Data items
____________
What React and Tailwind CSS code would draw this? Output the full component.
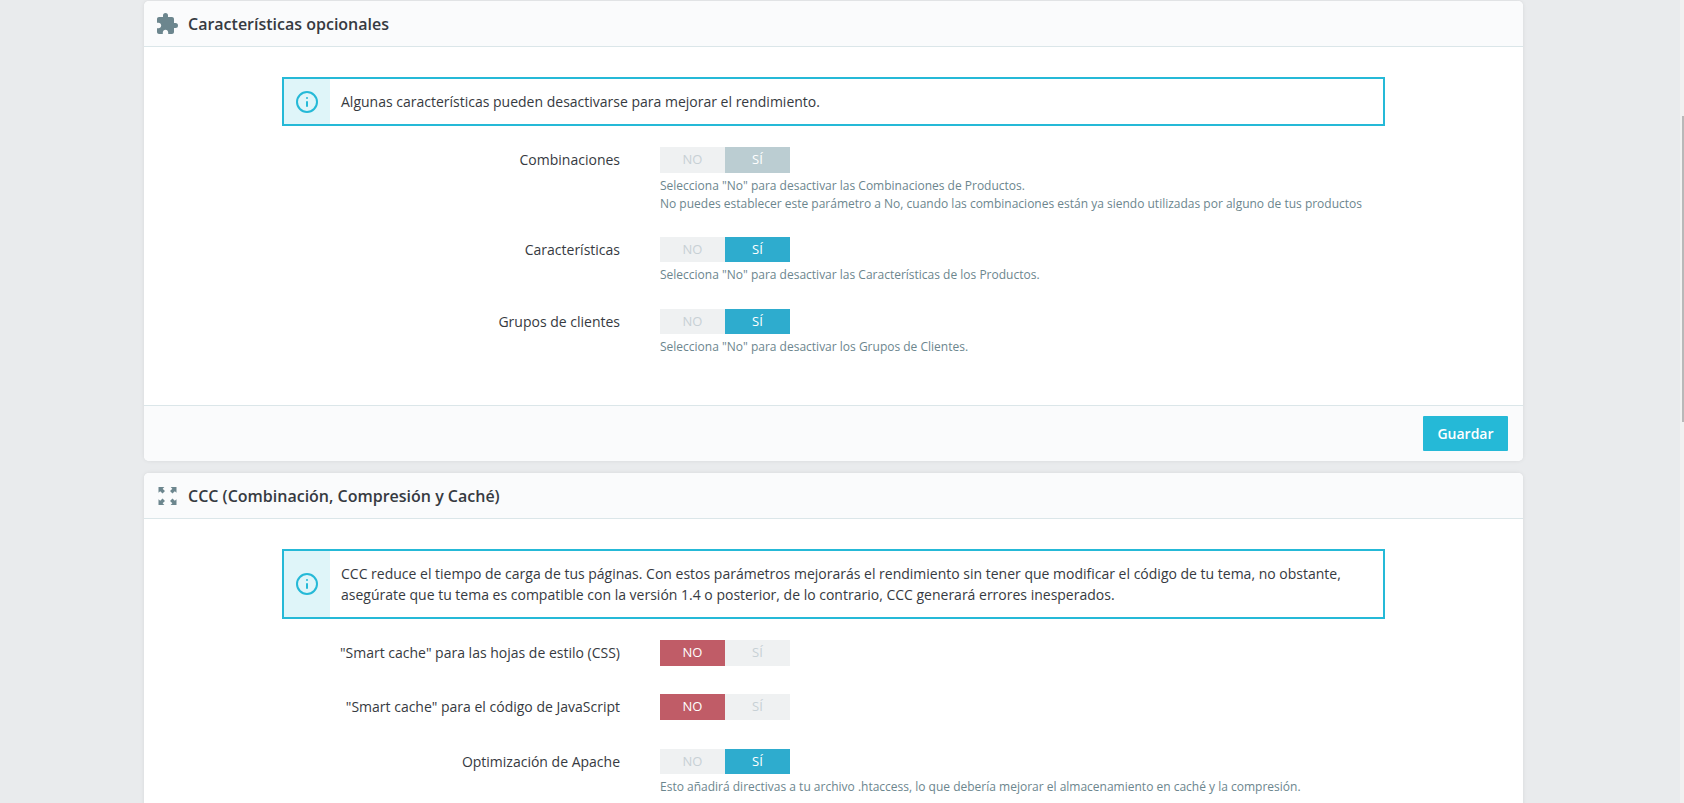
import { MdExtension } from "react-icons/md";
import { Info } from "lucide-react";

// Corner arrows used in the CCC panel header
function ExpandIcon() {
  return (
    <svg width="19" height="18" viewBox="0 0 20 20" fill="#6c868e">
      <path d="M0 0h6.5L4.6 1.9 7.2 4.5 4.5 7.2 1.9 4.6 0 6.5z" />
      <path d="M20 0h-6.5l1.9 1.9-2.6 2.6 2.7 2.7 2.6-2.6L20 6.5z" />
      <path d="M0 20h6.5l-1.9-1.9 2.6-2.6-2.7-2.7-2.6 2.6L0 13.5z" />
      <path d="M20 20h-6.5l1.9-1.9-2.6-2.6 2.7-2.7 2.6 2.6 1.9-1.9z" />
    </svg>
  );
}

function Switch({ value, disabled, h = "h-[25px]" }) {
  const onClass = disabled ? "bg-[#bbcdd2]" : "bg-[#2eacce]";
  return (
    <div className={`flex w-[130px] text-[13px] font-medium ${h}`}>
      <div
        className={`flex w-[65px] items-center justify-center ${
          value === "no" ? "bg-[#c05c67] text-white" : "bg-[#eff1f2] text-[#c7d0d5]"
        }`}
      >
        NO
      </div>
      <div
        className={`flex w-[65px] items-center justify-center ${
          value === "si" ? `${onClass} text-white` : "bg-[#eff1f2] text-[#c7d0d5]"
        }`}
      >
        SÍ
      </div>
    </div>
  );
}

function Row({ label, value, disabled, help = [], h, className }) {
  return (
    <div className={`flex ${className}`}>
      <div className="w-[476px] pt-[3px] text-right text-[14px] leading-[19px] text-[#363a41]">{label}</div>
      <div className="ml-[40px]">
        <Switch value={value} disabled={disabled} h={h} />
        {help.length > 0 && (
          <div className="mt-[4px] text-[12px] leading-[18px] text-[#6c868e]">
            {help.map((line) => (
              <p key={line}>{line}</p>
            ))}
          </div>
        )}
      </div>
    </div>
  );
}

function InfoBox({ children, h }) {
  return (
    <div className={`mx-[138px] flex border-2 border-[#25b9d7] ${h}`}>
      <div className="flex w-[46px] items-center justify-center bg-[#dff5f9]">
        <Info size={24} strokeWidth={2} className="text-[#25b9d7]" />
      </div>
      <div className="flex flex-1 items-center pl-[11px] pr-[20px] text-[14px] leading-[21px] text-[#363a41]">
        <p>{children}</p>
      </div>
    </div>
  );
}

function CardHeader({ icon, title }) {
  return (
    <div className="flex h-[46px] items-center rounded-t-[5px] border-b border-[#dbe6e9] bg-[#fafbfc] pl-[11px]">
      <div className="flex w-[24px] items-center justify-center">{icon}</div>
      <h2 className="ml-[9px] text-[16px] font-semibold text-[#363a41]">{title}</h2>
    </div>
  );
}

export default function App() {
  return (
    <div className="flex h-screen overflow-hidden bg-[#e9ebed] font-['Open_Sans',sans-serif]">
      <main className="flex-1 overflow-hidden pl-[144px] pr-[157px] pt-[1px]">
        {/* Características opcionales */}
        <section className="h-[460px] rounded-[5px] bg-white shadow-[0_0_4px_rgba(0,0,0,0.08)]">
          <CardHeader icon={<MdExtension size={26} color="#6c868e" />} title="Características opcionales" />
          <div className="h-[358px] pt-[30px]">
            <InfoBox h="h-[49px]">Algunas características pueden desactivarse para mejorar el rendimiento.</InfoBox>
            <Row
              className="mt-[21px]"
              label="Combinaciones"
              value="si"
              disabled
              h="h-[26px]"
              help={[
                'Selecciona "No" para desactivar las Combinaciones de Productos.',
                "No puedes establecer este parámetro a No, cuando las combinaciones están ya siendo utilizadas por alguno de tus productos",
              ]}
            />
            <Row
              className="mt-[24px]"
              label="Características"
              value="si"
              help={['Selecciona "No" para desactivar las Características de los Productos.']}
            />
            <Row
              className="mt-[25px]"
              label="Grupos de clientes"
              value="si"
              help={['Selecciona "No" para desactivar los Grupos de Clientes.']}
            />
          </div>
          <div className="flex h-[56px] justify-end rounded-b-[5px] border-t border-[#dbe6e9] bg-[#fafbfc] pr-[15px] pt-[10px]">
            <button className="h-[35px] w-[85px] rounded-[1px] bg-[#25b9d7] text-[14px] font-semibold text-white">
              Guardar
            </button>
          </div>
        </section>

        {/* CCC */}
        <section className="mt-[12px] rounded-[5px] bg-white pb-[40px] shadow-[0_0_4px_rgba(0,0,0,0.08)]">
          <CardHeader icon={<ExpandIcon />} title="CCC (Combinación, Compresión y Caché)" />
          <div className="pt-[30px]">
            <InfoBox h="h-[70px]">
              CCC reduce el tiempo de carga de tus páginas. Con estos parámetros mejorarás el rendimiento sin tener que
              modificar el código de tu tema, no obstante, asegúrate que tu tema es compatible con la versión 1.4 o
              posterior, de lo contrario, CCC generará errores inesperados.
            </InfoBox>
            <Row className="mt-[21px]" label={'"Smart cache" para las hojas de estilo (CSS)'} value="no" h="h-[26px]" />
            <Row className="mt-[28px]" label={'"Smart cache" para el código de JavaScript'} value="no" h="h-[26px]" />
            <Row
              className="mt-[29px]"
              label="Optimización de Apache"
              value="si"
              help={[
                "Esto añadirá directivas a tu archivo .htaccess, lo que debería mejorar el almacenamiento en caché y la compresión.",
              ]}
            />
          </div>
        </section>
      </main>

      {/* Scrollbar */}
      <div className="w-[4px] shrink-0 bg-[#f1f1f1]">
        <div className="ml-auto mt-[116px] h-[306px] w-[2px] bg-[#b9b9b9]" />
      </div>
    </div>
  );
}
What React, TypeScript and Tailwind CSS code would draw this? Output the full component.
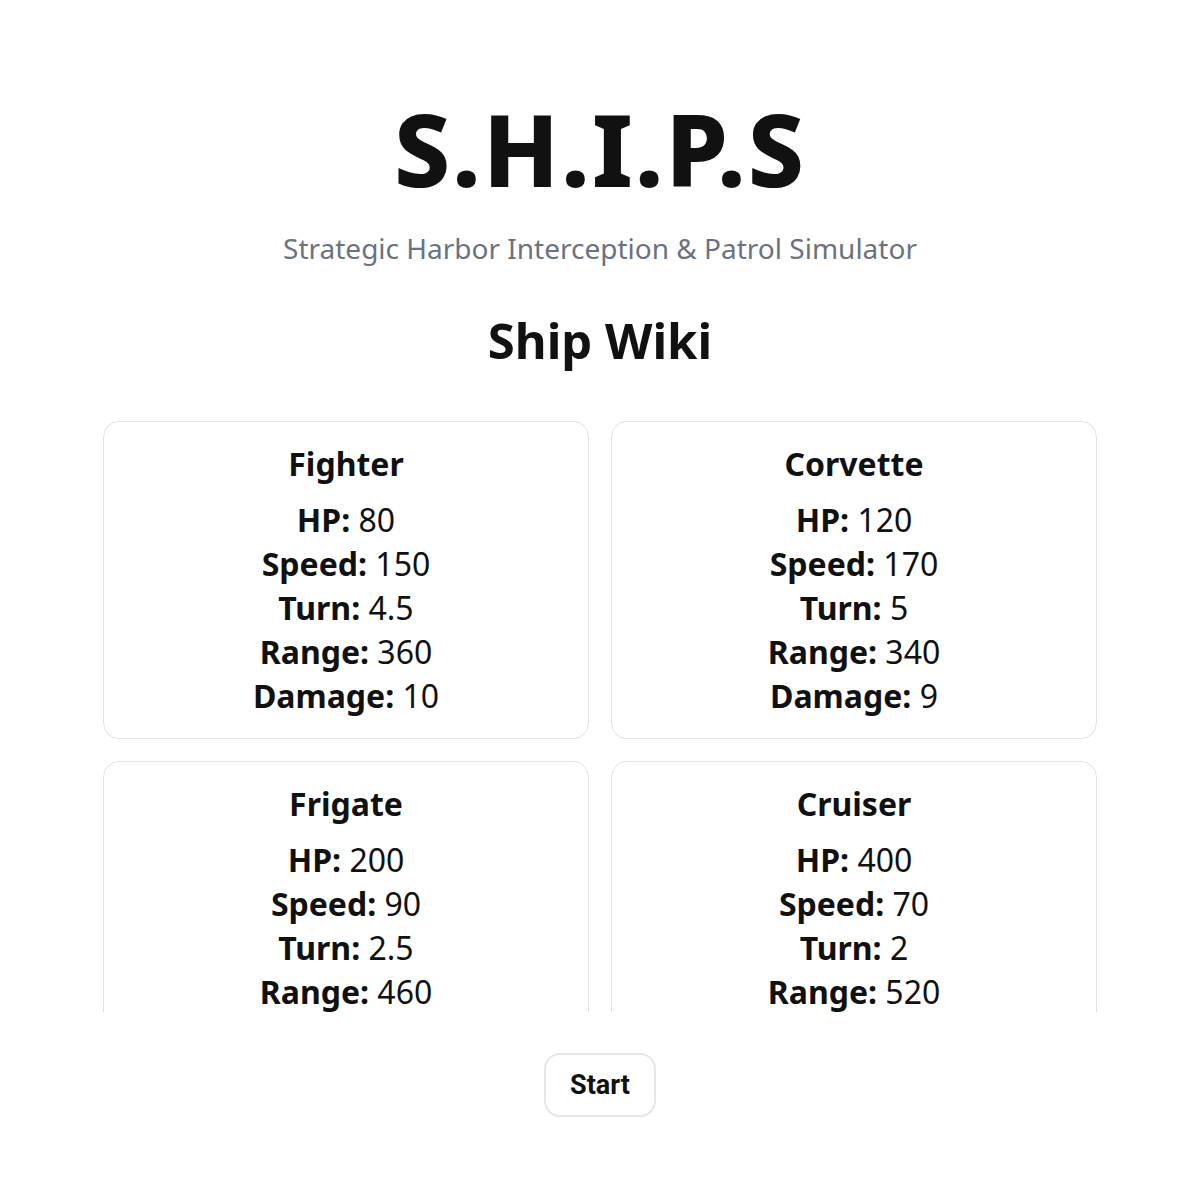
____________
Task instructions> In the lines above, find each one with "What" and list it.

Response to this task>
What React and Tailwind CSS code would draw this? Output the full component.
What React, TypeScript and Tailwind CSS code would draw this? Output the full component.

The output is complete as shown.